5.  NETCONF Features for Ephemeral State

   2.  The ephemeral state MUST support notification of write conflicts
       using the priority requirements defined in section 7 below (see
       requirements Ephemeral-REQ-11 through Ephemeral-REQ-14).

[LM] I wonder how this impacts the recommendation on the use of configuration
lock mechanism when it is known that multiple instances may update the same
configuration data as per RFC6241. Here, it seems that the priority is able to
override the lock in place, which is not allowed in NETCONF.

   Ephemeral-REQ-11: The following requirements must be supported by the
   I2RS protocol I2RS Protocol (e.g.  NETCONF/RESTCONF + yang) in order
   to support I2RS client identity and priority:

   o  the data nodes MAY store I2RS client identity and not the
      effective priority at the time the data node is stored.

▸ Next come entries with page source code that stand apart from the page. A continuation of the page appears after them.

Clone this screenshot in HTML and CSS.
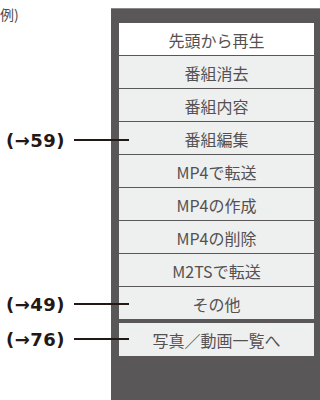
FILE: index.html
```html
<!DOCTYPE html>
<html lang="ja">
<head>
    <meta charset="UTF-8">
    <meta name="viewport" content="width=device-width, initial-scale=1.0">
    <title>メニュー表示例</title>
    <link rel="stylesheet" href="styles.css">
</head>
<body>
    <div class="page">
        <div class="caption">例)</div>

        <div class="panel">
            <ul class="menu">
                <li class="first">先頭から再生</li>
                <li>番組消去</li>
                <li>番組内容</li>
                <li>番組編集</li>
                <li>MP4で転送</li>
                <li>MP4の作成</li>
                <li>MP4の削除</li>
                <li>M2TSで転送</li>
                <li>その他</li>
            </ul>
            <div class="menu-extra">写真／動画一覧へ</div>
        </div>

        <!-- 参照ページへの引き出し線 -->
        <div class="callout callout-59"><span>(→59)</span><i class="leader"></i></div>
        <div class="callout callout-49"><span>(→49)</span><i class="leader"></i></div>
        <div class="callout callout-76"><span>(→76)</span><i class="leader"></i></div>
    </div>
</body>
</html>
```

FILE: styles.css
```css
body {
    margin: 0;
    padding: 0;
    background-color: #fff;
    font-family: 'Noto Sans CJK JP', 'Noto Sans', sans-serif;
}

.page {
    position: relative;
    width: 320px;
    height: 400px;
    overflow: hidden;
}

.caption {
    position: absolute;
    top: 4px;
    left: 0;
    font-size: 14px;
    color: #4d4949;
}

.panel {
    margin: 8px 0 0 111px;
    height: 392px;
    box-sizing: border-box;
    padding: 14px 6px 0 8px;
    background-color: #595757;
    border-top: 1px solid #8a8888;
}

.menu {
    list-style-type: none;
    margin: 0;
    padding: 0;
}

.menu li,
.menu-extra {
    height: 32px;
    line-height: 35px;
    text-align: center;
    font-size: 16px;
    color: #555151;
    background-color: #eeefef;
}

.menu li + li {
    margin-top: 1px;
}

.menu li.first {
    background-color: #fff;
}

.menu-extra {
    margin-top: 4px;
    height: 33px;
}

.callout {
    position: absolute;
    left: 6px;
    display: flex;
    align-items: center;
    height: 20px;
}

.callout span {
    font-family: 'DejaVu Sans', sans-serif;
    font-weight: bold;
    font-size: 18px;
    letter-spacing: 0.5px;
    color: #231815;
}

.leader {
    display: block;
    width: 55px;
    height: 2px;
    margin-left: 9px;
    background-color: #231815;
}

.callout-59 { top: 130px; }
.callout-49 { top: 294px; }
.callout-76 { top: 329px; }
```
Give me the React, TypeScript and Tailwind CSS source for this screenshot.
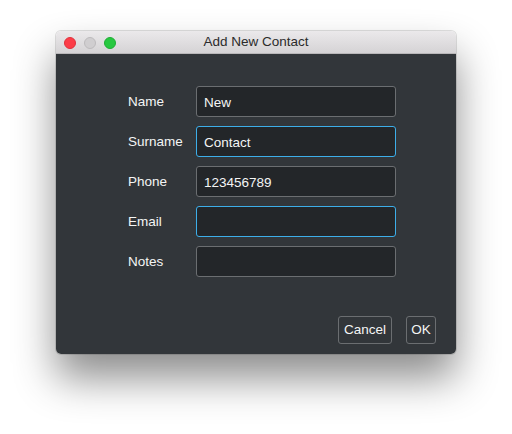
import React, { useState } from 'react';

const fields = [
  { label: 'Name', value: 'New', focus: false },
  { label: 'Surname', value: 'Contact', focus: true },
  { label: 'Phone', value: '123456789', focus: false },
  { label: 'Email', value: '', focus: true },
  { label: 'Notes', value: '', focus: false },
];

export default function App() {
  const [values, setValues] = useState(fields.map((f) => f.value));

  return (
    <div className="min-h-screen w-full bg-white flex justify-center pt-[31px] font-['Liberation_Sans',Arial,sans-serif]">
      <div className="w-[400px] h-[323px] flex flex-col rounded-[5px] overflow-hidden shadow-[0_24px_42px_rgba(0,0,0,0.45),0_0_0_1px_rgba(0,0,0,0.12)]">
        {/* title bar */}
        <div className="relative h-[23px] flex items-center justify-center bg-gradient-to-b from-[#ebe9eb] to-[#d5d3d5] border-b border-[#b9b7b9]">
          <div className="absolute left-[8px] top-[6px] flex gap-[8px]">
            <span className="w-[12px] h-[12px] rounded-full bg-[#fc3d48] border border-[#e0313c]" />
            <span className="w-[12px] h-[12px] rounded-full bg-[#d0ced0] border border-[#bdbbbd]" />
            <span className="w-[12px] h-[12px] rounded-full bg-[#27c840] border border-[#1eae34]" />
          </div>
          <span className="text-[13.5px] text-[#2b2b2b] leading-none">Add New Contact</span>
        </div>

        {/* body */}
        <div className="flex-1 flex flex-col bg-[#32363a]">
          <div className="pt-[32px] pl-[72px] flex flex-col gap-[9px]">
            {fields.map((f, i) => (
              <div key={f.label} className="flex items-center">
                <label className="w-[68px] pt-[2px] text-[13.5px] text-[#f4f5f5]">{f.label}</label>
                <input
                  value={values[i]}
                  onChange={(e) => {
                    const next = [...values];
                    next[i] = e.target.value;
                    setValues(next);
                  }}
                  className={
                    f.focus
                      ? 'w-[200px] h-[31px] rounded-[3px] bg-[#232629] border border-[#3daee9] px-[7px] pt-[1px] text-[13.5px] text-[#f4f5f5] outline-none'
                      : 'w-[200px] h-[31px] rounded-[3px] bg-[#232629] border border-[#6b6e71] px-[7px] pt-[1px] text-[13.5px] text-[#f4f5f5] outline-none'
                  }
                />
              </div>
            ))}
          </div>

          <div className="mt-auto flex justify-end gap-[14px] pr-[20px] pb-[10px]">
            <button className="h-[28px] w-[54px] rounded-[3px] border border-[#6b6e71] text-[13.5px] text-[#f4f5f5]">
              Cancel
            </button>
            <button className="h-[28px] w-[30px] rounded-[3px] border border-[#6b6e71] text-[13.5px] text-[#f4f5f5]">
              OK
            </button>
          </div>
        </div>
      </div>
    </div>
  );
}
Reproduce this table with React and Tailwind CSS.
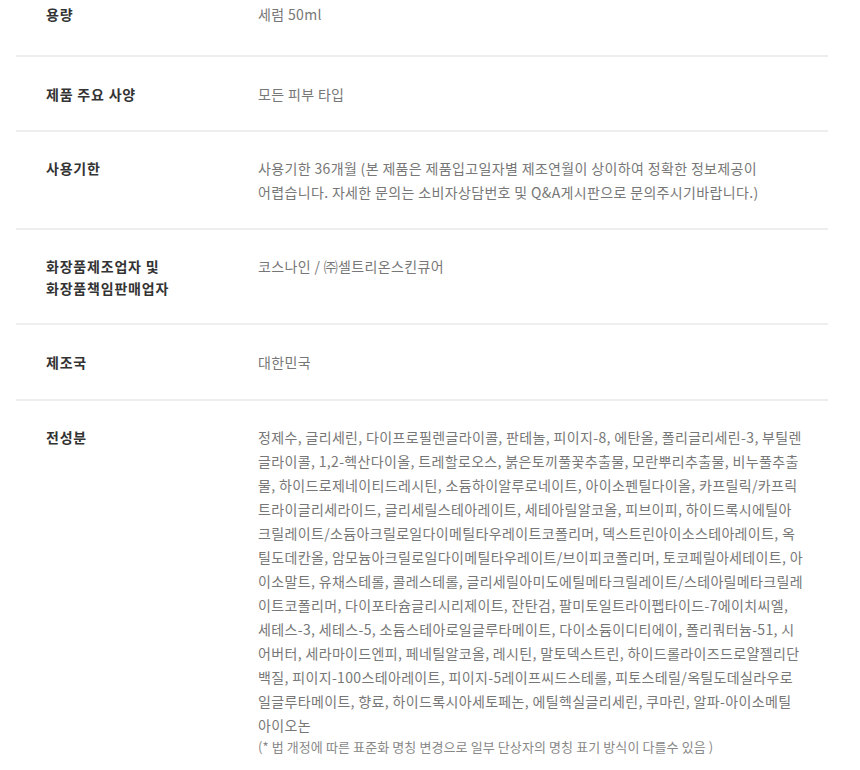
import React from "react";

// lines broken exactly as on the product page
const ingredientLines = [
  "정제수, 글리세린, 다이프로필렌글라이콜, 판테놀, 피이지-8, 에탄올, 폴리글리세린-3, 부틸렌",
  "글라이콜, 1,2-헥산다이올, 트레할로오스, 붉은토끼풀꽃추출물, 모란뿌리추출물, 비누풀추출",
  "물, 하이드로제네이티드레시틴, 소듐하이알루로네이트, 아이소펜틸다이올, 카프릴릭/카프릭",
  "트라이글리세라이드, 글리세릴스테아레이트, 세테아릴알코올, 피브이피, 하이드록시에틸아",
  "크릴레이트/소듐아크릴로일다이메틸타우레이트코폴리머, 덱스트린아이소스테아레이트, 옥",
  "틸도데칸올, 암모늄아크릴로일다이메틸타우레이트/브이피코폴리머, 토코페릴아세테이트, 아",
  "이소말트, 유채스테롤, 콜레스테롤, 글리세릴아미도에틸메타크릴레이트/스테아릴메타크릴레",
  "이트코폴리머, 다이포타슘글리시리제이트, 잔탄검, 팔미토일트라이펩타이드-7에이치씨엘,",
  "세테스-3, 세테스-5, 소듐스테아로일글루타메이트, 다이소듐이디티에이, 폴리쿼터늄-51, 시",
  "어버터, 세라마이드엔피, 페네틸알코올, 레시틴, 말토덱스트린, 하이드롤라이즈드로얄젤리단",
  "백질, 피이지-100스테아레이트, 피이지-5레이프씨드스테롤, 피토스테릴/옥틸도데실라우로",
  "일글루타메이트, 향료, 하이드록시아세토페논, 에틸헥실글리세린, 쿠마린, 알파-아이소메틸",
  "아이오논",
];

const rows = [
  { label: "제품 주요 사양", value: ["모든 피부 타입"], pad: "pt-[25px] pb-[24px]" },
  {
    label: "사용기한",
    value: [
      "사용기한 36개월 (본 제품은 제품입고일자별 제조연월이 상이하여 정확한 정보제공이",
      "어렵습니다. 자세한 문의는 소비자상담번호 및 Q&A게시판으로 문의주시기바랍니다.)",
    ],
    pad: "pt-[24px] pb-[24px]",
  },
  {
    label: "화장품제조업자 및\n화장품책임판매업자",
    value: ["코스나인 / ㈜셀트리온스킨큐어"],
    pad: "pt-[24px] pb-[24px]",
  },
  { label: "제조국", value: ["대한민국"], pad: "pt-[25px] pb-[25px]" },
];

const Label = ({ children }) => (
  <div className="w-[242px] shrink-0 pl-[30px] pt-px text-[14px] leading-[22px] font-bold tracking-[0.8px] text-[#333] whitespace-pre-line">
    {children}
  </div>
);

const Lines = ({ lines }) => (
  <div className="flex-1 pr-4 text-[14px] leading-6 tracking-[0.35px] text-[#777]">
    {lines.map((line, i) => (
      <span key={i} className="block whitespace-nowrap">
        {line}
      </span>
    ))}
  </div>
);

const Row = ({ label, lines, className = "" }) => (
  <div className={`flex border-b-2 border-[#eeeeee] ${className}`}>
    <Label>{label}</Label>
    <Lines lines={lines} />
  </div>
);

export default function App() {
  return (
    <div
      className="bg-white w-[860px] h-[770px] overflow-hidden px-4"
      style={{ fontFamily: '"Noto Sans CJK KR", "Noto Sans", sans-serif' }}
    >
      <div className="w-[812px]">
        <Row label="용량" lines={["세럼 50ml"]} className="pt-[2px] pb-[29px]" />
        {rows.map((row, i) => (
          <Row key={i} label={row.label} lines={row.value} className={row.pad} />
        ))}
        <div className="flex pt-[24px]">
          <Label>전성분</Label>
          <div className="flex-1">
            <Lines lines={ingredientLines} />
            <p className="mt-[2px] text-[13px] leading-4 tracking-[0.1px] text-[#888]">
              (* 법 개정에 따른 표준화 명칭 변경으로 일부 단상자의 명칭 표기 방식이 다를수 있음 )
            </p>
          </div>
        </div>
      </div>
    </div>
  );
}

[LM] This requirement seems to be in contradiction with the one given in
section 2 i.e. "I2RS agent MUST record the client identity when a node is
created or modified.". If I'm correct, the "MAY" applies only to the "effective
priority" and not to the I2RS Id storage.

   o  The priority MAY be dynamically changed by AAA, but the exact
      actions are part of the protocol definition as long as collisions
      are handled as described in Ephemeral-REQ-12, Ephemeral-REQ-13,
      and Ephemeral-REQ-14.

[LM] there are several references to the use of AAA-based solutions for
priority handling. Does it require any action in RADEXT or Dime to support
these requirements, at least as a default standard mechanism for I2RS?